Recorded information:
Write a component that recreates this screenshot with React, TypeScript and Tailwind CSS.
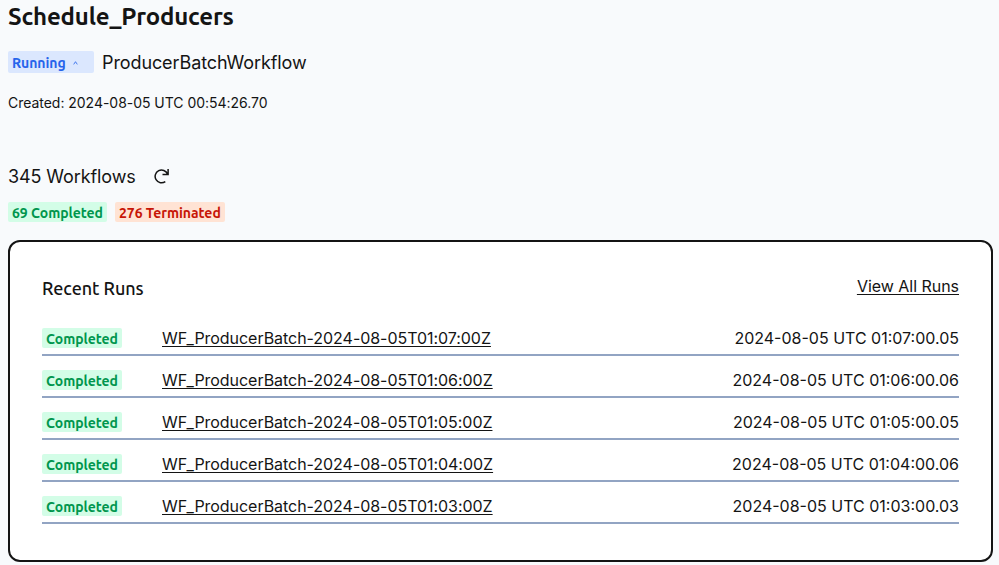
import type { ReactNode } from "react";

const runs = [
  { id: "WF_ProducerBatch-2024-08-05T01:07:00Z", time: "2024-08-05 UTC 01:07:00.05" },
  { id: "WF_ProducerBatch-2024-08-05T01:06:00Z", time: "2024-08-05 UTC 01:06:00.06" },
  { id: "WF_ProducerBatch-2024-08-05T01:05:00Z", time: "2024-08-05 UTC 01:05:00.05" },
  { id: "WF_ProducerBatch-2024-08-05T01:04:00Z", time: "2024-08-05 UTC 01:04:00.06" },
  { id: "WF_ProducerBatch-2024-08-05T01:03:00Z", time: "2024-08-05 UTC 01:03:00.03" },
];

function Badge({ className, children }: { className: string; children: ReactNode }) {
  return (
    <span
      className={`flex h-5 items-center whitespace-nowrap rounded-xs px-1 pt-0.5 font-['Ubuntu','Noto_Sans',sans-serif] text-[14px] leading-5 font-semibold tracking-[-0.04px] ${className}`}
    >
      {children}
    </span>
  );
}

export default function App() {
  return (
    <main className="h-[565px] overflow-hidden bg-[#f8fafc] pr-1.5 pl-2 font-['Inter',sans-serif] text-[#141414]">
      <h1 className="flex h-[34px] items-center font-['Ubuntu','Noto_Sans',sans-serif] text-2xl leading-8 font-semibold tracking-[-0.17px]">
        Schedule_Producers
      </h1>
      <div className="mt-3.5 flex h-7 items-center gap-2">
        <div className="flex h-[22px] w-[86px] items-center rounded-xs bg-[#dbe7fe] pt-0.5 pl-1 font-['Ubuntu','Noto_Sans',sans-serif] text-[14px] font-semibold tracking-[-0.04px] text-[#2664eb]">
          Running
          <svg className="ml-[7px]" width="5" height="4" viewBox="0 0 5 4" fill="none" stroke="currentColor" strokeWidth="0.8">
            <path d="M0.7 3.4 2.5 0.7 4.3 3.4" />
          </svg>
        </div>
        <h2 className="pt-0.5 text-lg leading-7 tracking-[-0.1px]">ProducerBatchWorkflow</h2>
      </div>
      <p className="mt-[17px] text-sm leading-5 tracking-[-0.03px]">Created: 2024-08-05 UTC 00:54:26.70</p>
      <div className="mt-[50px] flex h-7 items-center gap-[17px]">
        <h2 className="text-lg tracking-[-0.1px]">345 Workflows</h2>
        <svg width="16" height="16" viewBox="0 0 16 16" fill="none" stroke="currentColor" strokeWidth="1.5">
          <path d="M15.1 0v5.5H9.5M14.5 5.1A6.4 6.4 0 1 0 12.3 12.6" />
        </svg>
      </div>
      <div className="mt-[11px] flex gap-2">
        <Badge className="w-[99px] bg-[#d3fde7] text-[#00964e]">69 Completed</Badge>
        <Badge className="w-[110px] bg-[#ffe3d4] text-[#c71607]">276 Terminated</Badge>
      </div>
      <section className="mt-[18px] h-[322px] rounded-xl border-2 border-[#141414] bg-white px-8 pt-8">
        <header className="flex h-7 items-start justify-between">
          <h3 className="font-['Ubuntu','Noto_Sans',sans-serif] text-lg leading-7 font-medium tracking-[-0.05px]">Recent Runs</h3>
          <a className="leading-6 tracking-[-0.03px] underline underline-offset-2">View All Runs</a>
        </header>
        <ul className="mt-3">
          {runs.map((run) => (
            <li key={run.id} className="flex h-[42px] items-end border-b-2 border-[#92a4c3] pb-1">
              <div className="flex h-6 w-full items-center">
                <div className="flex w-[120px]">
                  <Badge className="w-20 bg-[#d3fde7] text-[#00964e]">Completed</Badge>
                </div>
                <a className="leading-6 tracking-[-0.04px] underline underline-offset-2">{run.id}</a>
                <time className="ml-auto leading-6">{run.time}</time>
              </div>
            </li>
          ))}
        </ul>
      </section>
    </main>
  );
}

What is asked:
Without including any pictures, reproduce the listing exactly.

Result:
Write a component that recreates this screenshot with React, TypeScript and Tailwind CSS.
import type { ReactNode } from "react";

const runs = [
  { id: "WF_ProducerBatch-2024-08-05T01:07:00Z", time: "2024-08-05 UTC 01:07:00.05" },
  { id: "WF_ProducerBatch-2024-08-05T01:06:00Z", time: "2024-08-05 UTC 01:06:00.06" },
  { id: "WF_ProducerBatch-2024-08-05T01:05:00Z", time: "2024-08-05 UTC 01:05:00.05" },
  { id: "WF_ProducerBatch-2024-08-05T01:04:00Z", time: "2024-08-05 UTC 01:04:00.06" },
  { id: "WF_ProducerBatch-2024-08-05T01:03:00Z", time: "2024-08-05 UTC 01:03:00.03" },
];

function Badge({ className, children }: { className: string; children: ReactNode }) {
  return (
    <span
      className={`flex h-5 items-center whitespace-nowrap rounded-xs px-1 pt-0.5 font-['Ubuntu','Noto_Sans',sans-serif] text-[14px] leading-5 font-semibold tracking-[-0.04px] ${className}`}
    >
      {children}
    </span>
  );
}

export default function App() {
  return (
    <main className="h-[565px] overflow-hidden bg-[#f8fafc] pr-1.5 pl-2 font-['Inter',sans-serif] text-[#141414]">
      <h1 className="flex h-[34px] items-center font-['Ubuntu','Noto_Sans',sans-serif] text-2xl leading-8 font-semibold tracking-[-0.17px]">
        Schedule_Producers
      </h1>
      <div className="mt-3.5 flex h-7 items-center gap-2">
        <div className="flex h-[22px] w-[86px] items-center rounded-xs bg-[#dbe7fe] pt-0.5 pl-1 font-['Ubuntu','Noto_Sans',sans-serif] text-[14px] font-semibold tracking-[-0.04px] text-[#2664eb]">
          Running
          <svg className="ml-[7px]" width="5" height="4" viewBox="0 0 5 4" fill="none" stroke="currentColor" strokeWidth="0.8">
            <path d="M0.7 3.4 2.5 0.7 4.3 3.4" />
          </svg>
        </div>
        <h2 className="pt-0.5 text-lg leading-7 tracking-[-0.1px]">ProducerBatchWorkflow</h2>
      </div>
      <p className="mt-[17px] text-sm leading-5 tracking-[-0.03px]">Created: 2024-08-05 UTC 00:54:26.70</p>
      <div className="mt-[50px] flex h-7 items-center gap-[17px]">
        <h2 className="text-lg tracking-[-0.1px]">345 Workflows</h2>
        <svg width="16" height="16" viewBox="0 0 16 16" fill="none" stroke="currentColor" strokeWidth="1.5">
          <path d="M15.1 0v5.5H9.5M14.5 5.1A6.4 6.4 0 1 0 12.3 12.6" />
        </svg>
      </div>
      <div className="mt-[11px] flex gap-2">
        <Badge className="w-[99px] bg-[#d3fde7] text-[#00964e]">69 Completed</Badge>
        <Badge className="w-[110px] bg-[#ffe3d4] text-[#c71607]">276 Terminated</Badge>
      </div>
      <section className="mt-[18px] h-[322px] rounded-xl border-2 border-[#141414] bg-white px-8 pt-8">
        <header className="flex h-7 items-start justify-between">
          <h3 className="font-['Ubuntu','Noto_Sans',sans-serif] text-lg leading-7 font-medium tracking-[-0.05px]">Recent Runs</h3>
          <a className="leading-6 tracking-[-0.03px] underline underline-offset-2">View All Runs</a>
        </header>
        <ul className="mt-3">
          {runs.map((run) => (
            <li key={run.id} className="flex h-[42px] items-end border-b-2 border-[#92a4c3] pb-1">
              <div className="flex h-6 w-full items-center">
                <div className="flex w-[120px]">
                  <Badge className="w-20 bg-[#d3fde7] text-[#00964e]">Completed</Badge>
                </div>
                <a className="leading-6 tracking-[-0.04px] underline underline-offset-2">{run.id}</a>
                <time className="ml-auto leading-6">{run.time}</time>
              </div>
            </li>
          ))}
        </ul>
      </section>
    </main>
  );
}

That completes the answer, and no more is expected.